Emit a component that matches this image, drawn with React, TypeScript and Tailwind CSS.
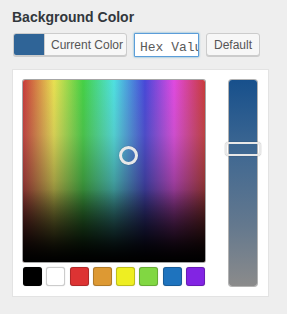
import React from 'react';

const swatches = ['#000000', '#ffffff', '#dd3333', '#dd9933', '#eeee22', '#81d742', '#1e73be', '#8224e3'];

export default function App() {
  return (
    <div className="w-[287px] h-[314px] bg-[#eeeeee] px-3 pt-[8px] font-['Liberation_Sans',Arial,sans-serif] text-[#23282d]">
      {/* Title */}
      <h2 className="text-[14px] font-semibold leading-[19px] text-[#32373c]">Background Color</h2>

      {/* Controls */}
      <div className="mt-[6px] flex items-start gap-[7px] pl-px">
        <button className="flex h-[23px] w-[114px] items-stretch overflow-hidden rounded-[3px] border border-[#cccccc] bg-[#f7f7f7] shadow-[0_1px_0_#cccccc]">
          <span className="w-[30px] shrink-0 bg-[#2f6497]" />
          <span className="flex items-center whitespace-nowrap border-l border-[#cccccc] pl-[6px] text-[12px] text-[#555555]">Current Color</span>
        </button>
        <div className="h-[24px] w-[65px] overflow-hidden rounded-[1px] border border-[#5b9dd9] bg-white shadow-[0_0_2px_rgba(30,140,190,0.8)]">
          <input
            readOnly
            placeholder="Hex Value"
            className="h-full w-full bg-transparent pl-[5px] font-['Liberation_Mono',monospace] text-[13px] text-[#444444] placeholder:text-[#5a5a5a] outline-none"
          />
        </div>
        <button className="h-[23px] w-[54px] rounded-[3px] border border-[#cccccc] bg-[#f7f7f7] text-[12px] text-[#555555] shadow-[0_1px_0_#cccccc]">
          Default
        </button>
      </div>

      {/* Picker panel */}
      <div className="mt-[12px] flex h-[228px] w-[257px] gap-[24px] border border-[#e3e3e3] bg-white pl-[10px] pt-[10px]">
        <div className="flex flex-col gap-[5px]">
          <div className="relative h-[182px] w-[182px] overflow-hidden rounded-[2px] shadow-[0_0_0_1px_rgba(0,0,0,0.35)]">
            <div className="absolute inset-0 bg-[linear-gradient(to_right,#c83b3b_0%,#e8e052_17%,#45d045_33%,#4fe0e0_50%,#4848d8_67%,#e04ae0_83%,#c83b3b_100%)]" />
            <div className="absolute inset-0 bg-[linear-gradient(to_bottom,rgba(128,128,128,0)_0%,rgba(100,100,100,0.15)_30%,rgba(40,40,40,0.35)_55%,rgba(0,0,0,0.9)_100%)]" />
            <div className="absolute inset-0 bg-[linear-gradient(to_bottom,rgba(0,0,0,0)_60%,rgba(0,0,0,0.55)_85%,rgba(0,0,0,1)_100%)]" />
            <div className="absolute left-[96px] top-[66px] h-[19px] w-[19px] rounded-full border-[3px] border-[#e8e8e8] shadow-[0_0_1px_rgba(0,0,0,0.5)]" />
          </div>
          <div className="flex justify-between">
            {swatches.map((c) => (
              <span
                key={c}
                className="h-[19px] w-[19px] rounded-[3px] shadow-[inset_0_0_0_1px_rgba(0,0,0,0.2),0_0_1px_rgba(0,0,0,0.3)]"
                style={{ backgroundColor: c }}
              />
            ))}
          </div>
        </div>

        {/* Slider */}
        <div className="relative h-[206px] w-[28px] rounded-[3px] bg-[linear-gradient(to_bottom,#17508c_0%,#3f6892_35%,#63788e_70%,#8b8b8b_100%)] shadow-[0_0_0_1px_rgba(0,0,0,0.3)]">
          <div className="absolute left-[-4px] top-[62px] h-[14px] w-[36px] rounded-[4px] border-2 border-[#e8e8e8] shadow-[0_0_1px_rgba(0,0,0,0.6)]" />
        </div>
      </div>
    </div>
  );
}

======

- To be done -
Produce an exact copy of each line of data, skipping embedded images.

- Answer to this problem -
Emit a component that matches this image, drawn with React, TypeScript and Tailwind CSS.
import React from 'react';

const swatches = ['#000000', '#ffffff', '#dd3333', '#dd9933', '#eeee22', '#81d742', '#1e73be', '#8224e3'];

export default function App() {
  return (
    <div className="w-[287px] h-[314px] bg-[#eeeeee] px-3 pt-[8px] font-['Liberation_Sans',Arial,sans-serif] text-[#23282d]">
      {/* Title */}
      <h2 className="text-[14px] font-semibold leading-[19px] text-[#32373c]">Background Color</h2>

      {/* Controls */}
      <div className="mt-[6px] flex items-start gap-[7px] pl-px">
        <button className="flex h-[23px] w-[114px] items-stretch overflow-hidden rounded-[3px] border border-[#cccccc] bg-[#f7f7f7] shadow-[0_1px_0_#cccccc]">
          <span className="w-[30px] shrink-0 bg-[#2f6497]" />
          <span className="flex items-center whitespace-nowrap border-l border-[#cccccc] pl-[6px] text-[12px] text-[#555555]">Current Color</span>
        </button>
        <div className="h-[24px] w-[65px] overflow-hidden rounded-[1px] border border-[#5b9dd9] bg-white shadow-[0_0_2px_rgba(30,140,190,0.8)]">
          <input
            readOnly
            placeholder="Hex Value"
            className="h-full w-full bg-transparent pl-[5px] font-['Liberation_Mono',monospace] text-[13px] text-[#444444] placeholder:text-[#5a5a5a] outline-none"
          />
        </div>
        <button className="h-[23px] w-[54px] rounded-[3px] border border-[#cccccc] bg-[#f7f7f7] text-[12px] text-[#555555] shadow-[0_1px_0_#cccccc]">
          Default
        </button>
      </div>

      {/* Picker panel */}
      <div className="mt-[12px] flex h-[228px] w-[257px] gap-[24px] border border-[#e3e3e3] bg-white pl-[10px] pt-[10px]">
        <div className="flex flex-col gap-[5px]">
          <div className="relative h-[182px] w-[182px] overflow-hidden rounded-[2px] shadow-[0_0_0_1px_rgba(0,0,0,0.35)]">
            <div className="absolute inset-0 bg-[linear-gradient(to_right,#c83b3b_0%,#e8e052_17%,#45d045_33%,#4fe0e0_50%,#4848d8_67%,#e04ae0_83%,#c83b3b_100%)]" />
            <div className="absolute inset-0 bg-[linear-gradient(to_bottom,rgba(128,128,128,0)_0%,rgba(100,100,100,0.15)_30%,rgba(40,40,40,0.35)_55%,rgba(0,0,0,0.9)_100%)]" />
            <div className="absolute inset-0 bg-[linear-gradient(to_bottom,rgba(0,0,0,0)_60%,rgba(0,0,0,0.55)_85%,rgba(0,0,0,1)_100%)]" />
            <div className="absolute left-[96px] top-[66px] h-[19px] w-[19px] rounded-full border-[3px] border-[#e8e8e8] shadow-[0_0_1px_rgba(0,0,0,0.5)]" />
          </div>
          <div className="flex justify-between">
            {swatches.map((c) => (
              <span
                key={c}
                className="h-[19px] w-[19px] rounded-[3px] shadow-[inset_0_0_0_1px_rgba(0,0,0,0.2),0_0_1px_rgba(0,0,0,0.3)]"
                style={{ backgroundColor: c }}
              />
            ))}
          </div>
        </div>

        {/* Slider */}
        <div className="relative h-[206px] w-[28px] rounded-[3px] bg-[linear-gradient(to_bottom,#17508c_0%,#3f6892_35%,#63788e_70%,#8b8b8b_100%)] shadow-[0_0_0_1px_rgba(0,0,0,0.3)]">
          <div className="absolute left-[-4px] top-[62px] h-[14px] w-[36px] rounded-[4px] border-2 border-[#e8e8e8] shadow-[0_0_1px_rgba(0,0,0,0.6)]" />
        </div>
      </div>
    </div>
  );
}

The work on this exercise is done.